Security at America's standards lab has been found to be woefully inadequate, according to a report by the US Government Accountability Office (GAO). Over the past two years, GAO agents used "very basic espionage techniques" to carry out 15 attempted break-ins at secure parts of campuses of the National Institute of Standards and Technology (NIST) in both Gaithersburg, Maryland and Boulder, Colorado. They were successful at each attempt.

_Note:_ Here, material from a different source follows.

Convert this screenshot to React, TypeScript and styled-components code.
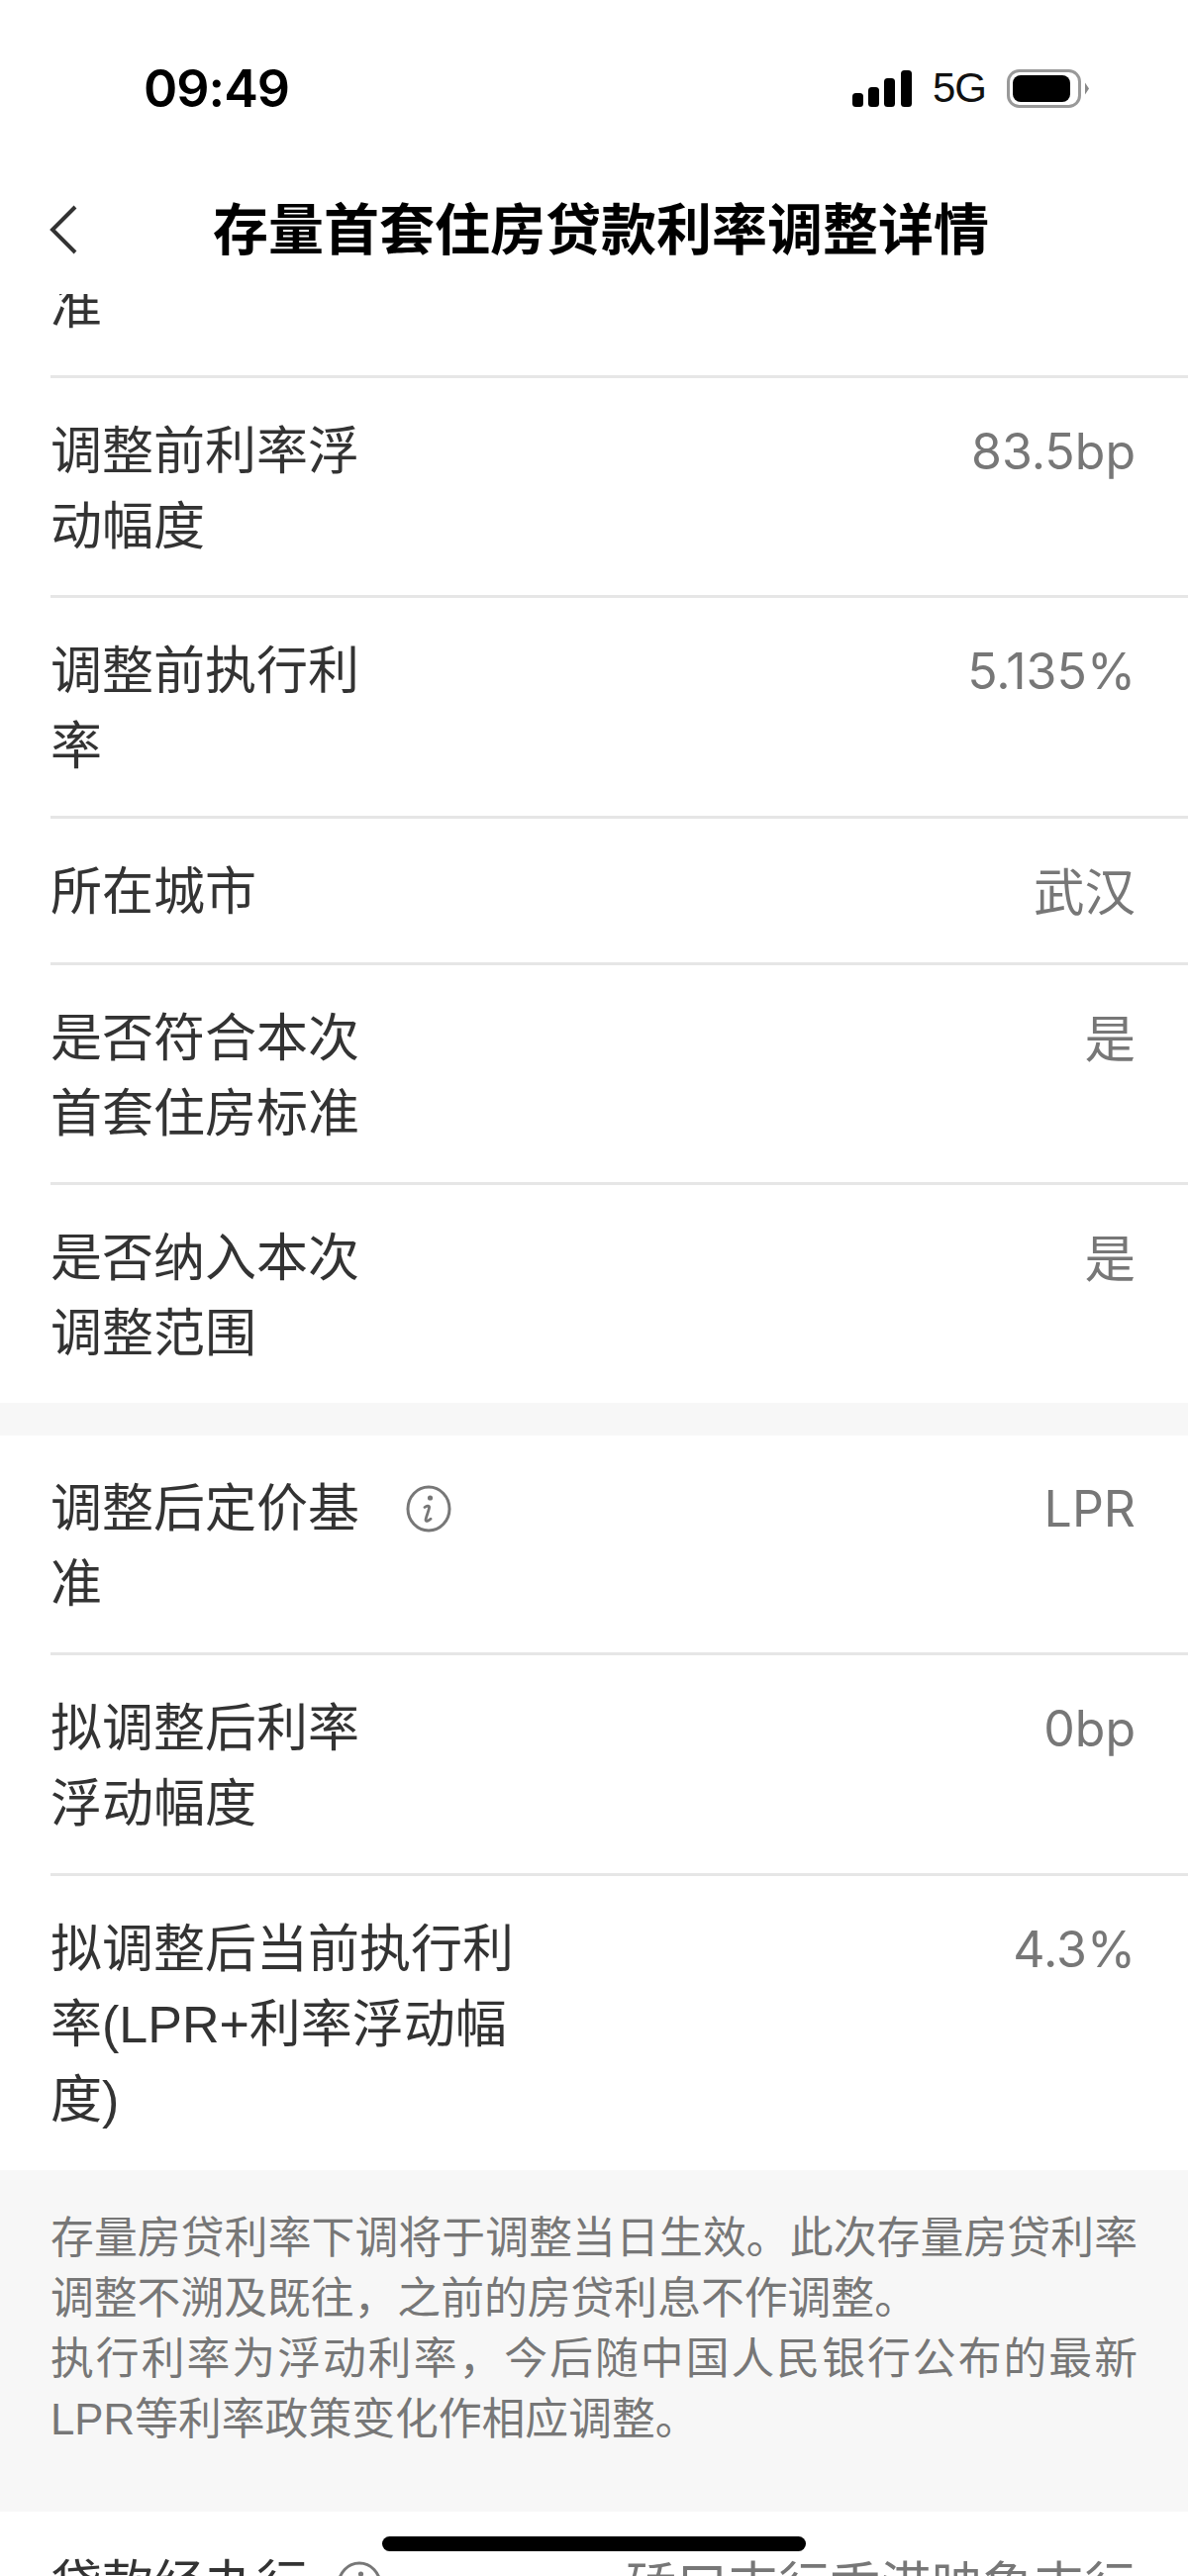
import React from "react";
import styled, { createGlobalStyle } from "styled-components";

const GlobalStyle = createGlobalStyle`
  html, body {
    margin: 0;
    padding: 0;
    background: #fff;
  }
  * {
    box-sizing: border-box;
  }
`;

const sans = `"Liberation Sans", "Noto Sans CJK SC", sans-serif`;
const digits = `Inter, "Noto Sans CJK SC", sans-serif`;

type Item = {
  label: string;
  value: string;
  wide?: boolean;
  info?: boolean;
  cjk?: boolean;
};

const firstGroup: Item[] = [
  { label: "调整前定价基准", value: "" },
  { label: "调整前利率浮动幅度", value: "83.5bp" },
  { label: "调整前执行利率", value: "5.135%" },
  { label: "所在城市", value: "武汉", cjk: true },
  { label: "是否符合本次首套住房标准", value: "是", cjk: true },
  { label: "是否纳入本次调整范围", value: "是", cjk: true },
];

const secondGroup: Item[] = [
  { label: "调整后定价基准", value: "LPR", info: true },
  { label: "拟调整后利率浮动幅度", value: "0bp" },
  { label: "拟调整后当前执行利率(LPR+利率浮动幅度)", value: "4.3%", wide: true },
];

const InfoIcon: React.FC<{ gap: number }> = ({ gap }) => (
  <InfoSvg $gap={gap} viewBox="0 0 46 48" fill="none">
    <ellipse cx="23" cy="24" rx="21" ry="22" stroke="#777" strokeWidth="3" />
    <circle cx="24.5" cy="13" r="2.6" fill="#777" />
    <path
      d="M19 22.5c2-1.6 4.6-2.2 4.6-.2 0 2.6-3.6 10.8-3.6 13 0 2 2.8 1 5-1"
      stroke="#777"
      strokeWidth="2.8"
      strokeLinecap="round"
    />
  </InfoSvg>
);

const DetailRow: React.FC<{ item: Item }> = ({ item }) => (
  <Row>
    <LabelWrap>
      <Label $wide={item.wide}>{item.label}</Label>
      {item.info && <InfoIcon gap={47} />}
    </LabelWrap>
    <Value $cjk={item.cjk}>{item.value}</Value>
  </Row>
);

const App: React.FC = () => (
  <Screen>
    <GlobalStyle />
    <StatusBar>
      <Time>09:49</Time>
      <StatusIcons>
        <svg width="60" height="37" viewBox="0 0 60 37" fill="#000">
          <rect x="0" y="23" width="11" height="14" rx="3.5" />
          <rect x="16" y="17" width="11" height="20" rx="3.5" />
          <rect x="32" y="8" width="11" height="29" rx="3.5" />
          <rect x="49" y="0" width="11" height="37" rx="3.5" />
        </svg>
        <Network>5G</Network>
        <svg width="83" height="39" viewBox="0 0 83 39">
          <rect x="1.5" y="1.5" width="72" height="36" rx="11" fill="none" stroke="#999" strokeWidth="3" />
          <rect x="6" y="6" width="58" height="27" rx="8" fill="#000" />
          <path d="M79 13.5l4 6-4 6z" fill="#888" />
        </svg>
      </StatusIcons>
    </StatusBar>
    <NavBar>
      <BackIcon viewBox="0 0 28 50" fill="none">
        <path d="M26 2 3 25l23 23" stroke="#333" strokeWidth="4" />
      </BackIcon>
      <Title>存量首套住房贷款利率调整详情</Title>
    </NavBar>
    <Scroller>
      <ScrollContent>
        <Group>
          {firstGroup.map((item) => (
            <DetailRow key={item.label} item={item} />
          ))}
        </Group>
        <GroupGap />
        <LastGroup>
          {secondGroup.map((item) => (
            <DetailRow key={item.label} item={item} />
          ))}
        </LastGroup>
        <Note>
          存量房贷利率下调将于调整当日生效。此次存量房贷利率调整不溯及既往，之前的房贷利息不作调整。
          <br />
          执行利率为浮动利率，今后随中国人民银行公布的最新LPR等利率政策变化作相应调整。
        </Note>
        <Group>
          <Row>
            <LabelWrap>
              <Label $auto>贷款经办行</Label>
              <InfoIcon gap={29} />
            </LabelWrap>
            <Value $cjk>硚口支行香港映象支行</Value>
          </Row>
        </Group>
      </ScrollContent>
    </Scroller>
    <HomeBar />
  </Screen>
);

const Screen = styled.div`
  position: relative;
  display: flex;
  flex-direction: column;
  width: 1200px;
  height: 2602px;
  overflow: hidden;
  background: #fff;
  font-family: ${sans};
`;

const StatusBar = styled.div`
  display: flex;
  align-items: center;
  justify-content: space-between;
  height: 178px;
  padding: 0 100px 0 145px;
`;

const Time = styled.div`
  font-family: ${digits};
  font-size: 52px;
  font-weight: 600;
  letter-spacing: -1px;
  color: #000;
`;

const StatusIcons = styled.div`
  display: flex;
  align-items: center;
  gap: 21px;
`;

const Network = styled.div`
  font-size: 42px;
  letter-spacing: -1px;
  color: #111;
`;

const NavBar = styled.div`
  display: flex;
  align-items: center;
  height: 119px;
  padding: 0 0 12px 50px;
`;

const BackIcon = styled.svg`
  width: 28px;
  height: 50px;
  flex-shrink: 0;
`;

const Title = styled.h1`
  margin: 0 0 8px 137px;
  font-size: 56px;
  font-weight: 700;
  color: #000;
  white-space: nowrap;
`;

const Scroller = styled.div`
  flex: 1;
  overflow: hidden;
`;

const ScrollContent = styled.div`
  margin-top: -138px;
`;

const Group = styled.div`
  padding-left: 51px;
`;

const LastGroup = styled(Group)`
  padding-bottom: 2px;
`;

const Row = styled.div`
  display: flex;
  align-items: flex-start;
  justify-content: space-between;
  min-height: 148px;
  padding: 36px 53px 31.5px 0;
  border-bottom: 3px solid #e6e6e6;
  &:last-child {
    border-bottom: none;
  }
`;

const LabelWrap = styled.div`
  display: flex;
  align-items: flex-start;
`;

const Label = styled.div<{ $wide?: boolean; $auto?: boolean }>`
  width: ${(p) => (p.$auto ? "auto" : p.$wide ? "470px" : "312px")};
  font-size: 52px;
  line-height: 76px;
  color: #333;
`;

const Value = styled.div<{ $cjk?: boolean }>`
  font-family: ${digits};
  font-size: ${(p) => (p.$cjk ? "51.5px" : "50px")};
  line-height: 76px;
  color: #777;
  white-space: nowrap;
`;

const InfoSvg = styled.svg<{ $gap: number }>`
  width: 46px;
  height: 48px;
  margin: 14px 0 0 ${(p) => p.$gap}px;
  flex-shrink: 0;
`;

const GroupGap = styled.div`
  height: 33px;
  background: #f7f7f7;
`;

const Note = styled.div`
  height: 345px;
  padding: 38px 51px 0;
  background: #f7f7f7;
  font-size: 43.8px;
  line-height: 61px;
  text-align: justify;
  color: #777;
`;

const HomeBar = styled.div`
  position: absolute;
  left: 386px;
  bottom: 25px;
  width: 428px;
  height: 15px;
  border-radius: 8px;
  background: #000;
`;

export default App;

The security breaches have raised significant questions about NIST's lack of effective safeguards against unauthorized entry to the campuses, parts of which house dangerous chemicals and a nuclear research reactor. The concerns came despite NIST and the Department of Commerce, of which it is a part, having apparently tightened security recently in response to two illicit entries in 2015. At the Colorado campus, an unauthorized individual had found his way into a secure building while in Maryland a government police officer had caused an explosion while making methamphetamine in a partly empty laboratory.

Taking action

GAO representatives showed videos of the latest breaches last week at a closed portion of a hearing by a subcommittee of the House of Representatives Committee on Science, Space and Technology. "The evidence produced in these videos shines a light on the porous nature of NIST's physical security, and are particularly concerning to the committee, especially in light of the fact that the July 2015 meth-lab explosion served to put NIST on notice that its physical security programme was flawed," noted subcommittee member Darin LaHood, a Republican from Illinois.

The GAO says that the lack of communication between NIST and the Department of Commerce is a probable cause of the breaches. "Management of NIST's physical security programme is fragmented between the Department of Commerce and NIST," the report states. "This is inconsistent with the federal Interagency Security Committee's physical security best practices, which encourage agencies to centrally manage physical security." The report recommends that the Department of Commerce and NIST now develop better security co-ordination and risk-management policies.

"NIST takes its responsibility to ensure the physical security of NIST's two campuses very seriously," the agency's acting director Ken Rochford, told the House subcommittee. "NIST is working with the Office of Security to strengthen the security culture at NIST, which the GAO notes has already had some success, though there is still some work to be done."

That job will now be down to Walter Copan, who was approved as NIST director by the US Senate a few days after the House hearing. Copan has a PhD in chemistry and has worked at Brookhaven National Laboratory and the Department of Energy as well as in the private sector.